• **What to do**
For each line below that contains the string "this", copy that line.

• **Exercise material**
*****
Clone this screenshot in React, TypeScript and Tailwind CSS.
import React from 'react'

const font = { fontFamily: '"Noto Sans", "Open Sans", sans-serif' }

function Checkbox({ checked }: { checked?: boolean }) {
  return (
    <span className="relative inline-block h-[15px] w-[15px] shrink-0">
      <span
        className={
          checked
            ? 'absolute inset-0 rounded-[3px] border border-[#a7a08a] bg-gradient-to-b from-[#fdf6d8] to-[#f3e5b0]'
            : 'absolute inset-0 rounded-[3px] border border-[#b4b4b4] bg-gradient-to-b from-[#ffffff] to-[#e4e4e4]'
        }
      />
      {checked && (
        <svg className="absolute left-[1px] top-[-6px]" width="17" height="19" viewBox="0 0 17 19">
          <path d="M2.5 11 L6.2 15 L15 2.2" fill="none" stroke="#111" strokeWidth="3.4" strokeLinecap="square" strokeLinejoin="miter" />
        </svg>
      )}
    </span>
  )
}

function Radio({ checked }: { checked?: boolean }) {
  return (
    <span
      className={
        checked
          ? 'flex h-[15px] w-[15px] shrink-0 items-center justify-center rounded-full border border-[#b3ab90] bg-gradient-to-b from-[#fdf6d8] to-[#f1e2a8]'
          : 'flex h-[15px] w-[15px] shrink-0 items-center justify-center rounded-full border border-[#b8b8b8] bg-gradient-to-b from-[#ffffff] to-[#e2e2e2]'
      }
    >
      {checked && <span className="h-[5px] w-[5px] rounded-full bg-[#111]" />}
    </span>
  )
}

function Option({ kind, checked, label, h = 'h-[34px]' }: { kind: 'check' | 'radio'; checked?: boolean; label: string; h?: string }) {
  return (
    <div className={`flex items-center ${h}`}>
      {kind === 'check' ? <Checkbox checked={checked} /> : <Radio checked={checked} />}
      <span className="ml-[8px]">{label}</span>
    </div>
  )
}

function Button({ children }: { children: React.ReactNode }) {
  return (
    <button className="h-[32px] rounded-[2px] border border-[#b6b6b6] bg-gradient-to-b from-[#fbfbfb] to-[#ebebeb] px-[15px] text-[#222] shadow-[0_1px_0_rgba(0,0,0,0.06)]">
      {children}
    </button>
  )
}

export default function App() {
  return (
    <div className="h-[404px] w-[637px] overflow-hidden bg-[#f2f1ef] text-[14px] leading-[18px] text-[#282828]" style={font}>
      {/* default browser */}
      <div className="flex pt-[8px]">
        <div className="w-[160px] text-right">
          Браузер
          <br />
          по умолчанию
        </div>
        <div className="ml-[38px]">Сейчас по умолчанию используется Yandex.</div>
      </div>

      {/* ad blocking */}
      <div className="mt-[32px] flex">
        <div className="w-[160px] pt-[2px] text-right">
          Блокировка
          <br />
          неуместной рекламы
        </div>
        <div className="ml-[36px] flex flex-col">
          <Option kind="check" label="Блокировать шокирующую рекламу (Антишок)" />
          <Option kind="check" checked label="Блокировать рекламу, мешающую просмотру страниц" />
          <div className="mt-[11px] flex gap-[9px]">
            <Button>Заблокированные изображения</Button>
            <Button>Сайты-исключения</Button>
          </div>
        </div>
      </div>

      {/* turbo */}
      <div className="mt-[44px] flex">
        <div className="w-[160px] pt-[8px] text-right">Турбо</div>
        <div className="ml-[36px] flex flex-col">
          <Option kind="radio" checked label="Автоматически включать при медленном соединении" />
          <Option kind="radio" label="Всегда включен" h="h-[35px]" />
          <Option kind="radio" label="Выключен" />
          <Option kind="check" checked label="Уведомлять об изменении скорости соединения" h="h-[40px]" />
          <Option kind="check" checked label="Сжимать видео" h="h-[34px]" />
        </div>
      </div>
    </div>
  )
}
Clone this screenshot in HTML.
*****
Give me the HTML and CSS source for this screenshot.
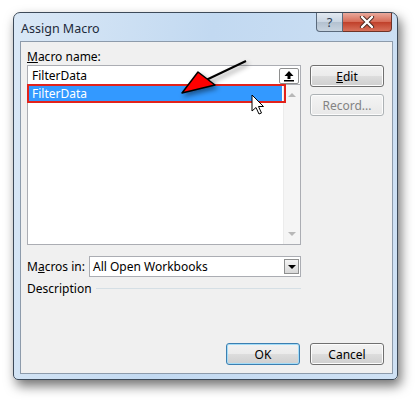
*****
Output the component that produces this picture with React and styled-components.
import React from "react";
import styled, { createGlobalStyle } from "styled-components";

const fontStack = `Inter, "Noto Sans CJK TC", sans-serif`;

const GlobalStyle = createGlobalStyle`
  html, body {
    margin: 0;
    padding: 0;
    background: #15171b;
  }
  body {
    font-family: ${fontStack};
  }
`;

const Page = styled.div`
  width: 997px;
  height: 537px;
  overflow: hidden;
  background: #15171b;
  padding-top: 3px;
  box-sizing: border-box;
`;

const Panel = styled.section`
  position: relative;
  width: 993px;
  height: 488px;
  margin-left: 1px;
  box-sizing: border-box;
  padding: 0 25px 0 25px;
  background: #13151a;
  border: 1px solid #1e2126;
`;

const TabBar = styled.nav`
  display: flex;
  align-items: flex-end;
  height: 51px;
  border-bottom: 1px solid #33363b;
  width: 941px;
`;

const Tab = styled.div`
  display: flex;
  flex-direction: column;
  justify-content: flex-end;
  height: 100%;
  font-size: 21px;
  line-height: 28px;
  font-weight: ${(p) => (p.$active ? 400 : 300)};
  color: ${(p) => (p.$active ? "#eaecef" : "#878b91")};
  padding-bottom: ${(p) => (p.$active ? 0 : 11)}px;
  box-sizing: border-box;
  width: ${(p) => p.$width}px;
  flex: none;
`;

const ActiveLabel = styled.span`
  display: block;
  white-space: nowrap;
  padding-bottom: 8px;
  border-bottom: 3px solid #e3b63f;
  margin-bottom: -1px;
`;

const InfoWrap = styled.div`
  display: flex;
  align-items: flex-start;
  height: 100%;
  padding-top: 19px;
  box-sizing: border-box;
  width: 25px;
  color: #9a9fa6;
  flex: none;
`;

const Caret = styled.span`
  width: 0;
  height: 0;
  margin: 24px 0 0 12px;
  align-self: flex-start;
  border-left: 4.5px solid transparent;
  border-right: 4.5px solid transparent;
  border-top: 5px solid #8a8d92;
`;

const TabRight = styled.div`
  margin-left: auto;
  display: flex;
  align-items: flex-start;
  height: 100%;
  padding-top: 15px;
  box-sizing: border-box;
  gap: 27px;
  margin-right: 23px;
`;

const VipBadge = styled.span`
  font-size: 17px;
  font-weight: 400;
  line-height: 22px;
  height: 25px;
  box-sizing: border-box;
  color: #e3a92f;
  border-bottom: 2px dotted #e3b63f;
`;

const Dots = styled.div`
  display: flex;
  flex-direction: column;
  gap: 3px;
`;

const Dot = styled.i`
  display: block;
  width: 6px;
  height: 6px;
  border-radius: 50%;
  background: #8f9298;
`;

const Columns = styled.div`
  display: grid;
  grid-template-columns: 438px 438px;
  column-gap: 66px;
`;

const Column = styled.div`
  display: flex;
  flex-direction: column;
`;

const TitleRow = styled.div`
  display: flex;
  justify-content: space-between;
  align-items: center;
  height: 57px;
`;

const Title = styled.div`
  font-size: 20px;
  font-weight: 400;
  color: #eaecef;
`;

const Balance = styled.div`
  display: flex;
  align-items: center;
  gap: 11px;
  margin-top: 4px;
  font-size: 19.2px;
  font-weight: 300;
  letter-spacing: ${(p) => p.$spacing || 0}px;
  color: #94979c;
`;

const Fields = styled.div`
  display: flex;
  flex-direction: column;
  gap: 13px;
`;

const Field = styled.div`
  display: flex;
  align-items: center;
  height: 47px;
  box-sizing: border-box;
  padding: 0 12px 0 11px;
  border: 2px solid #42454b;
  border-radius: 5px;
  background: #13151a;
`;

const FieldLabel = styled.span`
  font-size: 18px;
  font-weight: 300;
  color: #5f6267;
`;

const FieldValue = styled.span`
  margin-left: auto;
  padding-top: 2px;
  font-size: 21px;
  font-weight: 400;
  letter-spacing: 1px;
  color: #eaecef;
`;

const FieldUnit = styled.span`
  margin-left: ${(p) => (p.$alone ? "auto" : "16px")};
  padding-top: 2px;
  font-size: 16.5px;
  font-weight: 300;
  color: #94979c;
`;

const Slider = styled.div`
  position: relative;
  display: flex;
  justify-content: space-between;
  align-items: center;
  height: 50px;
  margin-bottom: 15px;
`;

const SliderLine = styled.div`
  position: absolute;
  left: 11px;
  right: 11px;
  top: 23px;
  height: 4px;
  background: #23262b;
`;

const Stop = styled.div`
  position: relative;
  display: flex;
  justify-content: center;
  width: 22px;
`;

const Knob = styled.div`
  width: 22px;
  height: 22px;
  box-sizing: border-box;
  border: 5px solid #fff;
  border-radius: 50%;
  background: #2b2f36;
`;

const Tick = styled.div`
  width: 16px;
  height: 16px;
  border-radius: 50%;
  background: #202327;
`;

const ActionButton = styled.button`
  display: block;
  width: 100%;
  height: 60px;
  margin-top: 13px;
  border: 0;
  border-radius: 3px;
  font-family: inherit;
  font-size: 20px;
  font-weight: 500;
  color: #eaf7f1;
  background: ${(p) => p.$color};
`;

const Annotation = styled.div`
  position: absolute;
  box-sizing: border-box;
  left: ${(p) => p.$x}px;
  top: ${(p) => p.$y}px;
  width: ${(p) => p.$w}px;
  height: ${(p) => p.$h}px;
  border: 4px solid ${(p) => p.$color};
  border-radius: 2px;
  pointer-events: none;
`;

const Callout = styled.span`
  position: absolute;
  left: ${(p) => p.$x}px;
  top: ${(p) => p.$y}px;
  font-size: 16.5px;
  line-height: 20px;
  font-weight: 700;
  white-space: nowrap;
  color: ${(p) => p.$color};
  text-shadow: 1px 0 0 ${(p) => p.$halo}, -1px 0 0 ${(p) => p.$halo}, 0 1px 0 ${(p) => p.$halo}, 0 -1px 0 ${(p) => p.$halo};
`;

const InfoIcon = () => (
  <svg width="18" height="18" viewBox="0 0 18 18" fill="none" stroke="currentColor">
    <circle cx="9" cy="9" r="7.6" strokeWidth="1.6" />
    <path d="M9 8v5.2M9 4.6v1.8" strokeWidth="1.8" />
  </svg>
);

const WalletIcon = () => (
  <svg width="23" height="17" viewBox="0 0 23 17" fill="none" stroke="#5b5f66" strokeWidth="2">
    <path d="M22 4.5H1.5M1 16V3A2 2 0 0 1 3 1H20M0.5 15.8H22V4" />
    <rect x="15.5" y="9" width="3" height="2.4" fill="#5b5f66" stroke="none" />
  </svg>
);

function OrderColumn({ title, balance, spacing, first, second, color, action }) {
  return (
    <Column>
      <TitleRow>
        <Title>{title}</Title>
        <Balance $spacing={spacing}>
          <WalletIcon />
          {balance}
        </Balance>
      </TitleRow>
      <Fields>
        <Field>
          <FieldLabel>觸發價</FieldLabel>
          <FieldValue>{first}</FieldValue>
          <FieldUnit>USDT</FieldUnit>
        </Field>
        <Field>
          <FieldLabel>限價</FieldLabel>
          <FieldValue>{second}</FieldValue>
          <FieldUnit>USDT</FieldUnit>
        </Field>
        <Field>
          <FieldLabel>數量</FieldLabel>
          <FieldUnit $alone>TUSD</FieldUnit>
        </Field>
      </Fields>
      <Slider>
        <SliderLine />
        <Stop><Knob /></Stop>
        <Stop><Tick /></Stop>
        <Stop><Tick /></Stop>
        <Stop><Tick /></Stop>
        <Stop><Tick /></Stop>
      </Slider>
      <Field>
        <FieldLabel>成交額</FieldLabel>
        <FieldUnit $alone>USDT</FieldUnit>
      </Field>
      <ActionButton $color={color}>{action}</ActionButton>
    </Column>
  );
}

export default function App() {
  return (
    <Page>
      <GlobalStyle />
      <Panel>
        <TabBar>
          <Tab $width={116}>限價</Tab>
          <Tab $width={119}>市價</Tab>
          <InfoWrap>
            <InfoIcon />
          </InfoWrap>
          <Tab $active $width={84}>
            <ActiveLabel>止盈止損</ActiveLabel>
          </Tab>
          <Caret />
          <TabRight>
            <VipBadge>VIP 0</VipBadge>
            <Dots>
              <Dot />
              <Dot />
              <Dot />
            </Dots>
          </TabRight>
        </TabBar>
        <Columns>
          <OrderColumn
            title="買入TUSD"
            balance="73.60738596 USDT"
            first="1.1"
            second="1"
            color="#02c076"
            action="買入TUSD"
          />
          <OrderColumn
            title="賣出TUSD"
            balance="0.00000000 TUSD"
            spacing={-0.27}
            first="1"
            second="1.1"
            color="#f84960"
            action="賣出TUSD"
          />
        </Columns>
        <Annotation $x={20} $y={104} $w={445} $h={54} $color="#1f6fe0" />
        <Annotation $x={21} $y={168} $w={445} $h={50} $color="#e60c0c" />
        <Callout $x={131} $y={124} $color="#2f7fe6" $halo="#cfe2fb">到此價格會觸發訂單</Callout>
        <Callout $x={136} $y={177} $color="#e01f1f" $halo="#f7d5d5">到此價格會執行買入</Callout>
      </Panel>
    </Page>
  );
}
*****
• **Correct response**
Clone this screenshot in React, TypeScript and Tailwind CSS.
Clone this screenshot in HTML.
Give me the HTML and CSS source for this screenshot.
Output the component that produces this picture with React and styled-components.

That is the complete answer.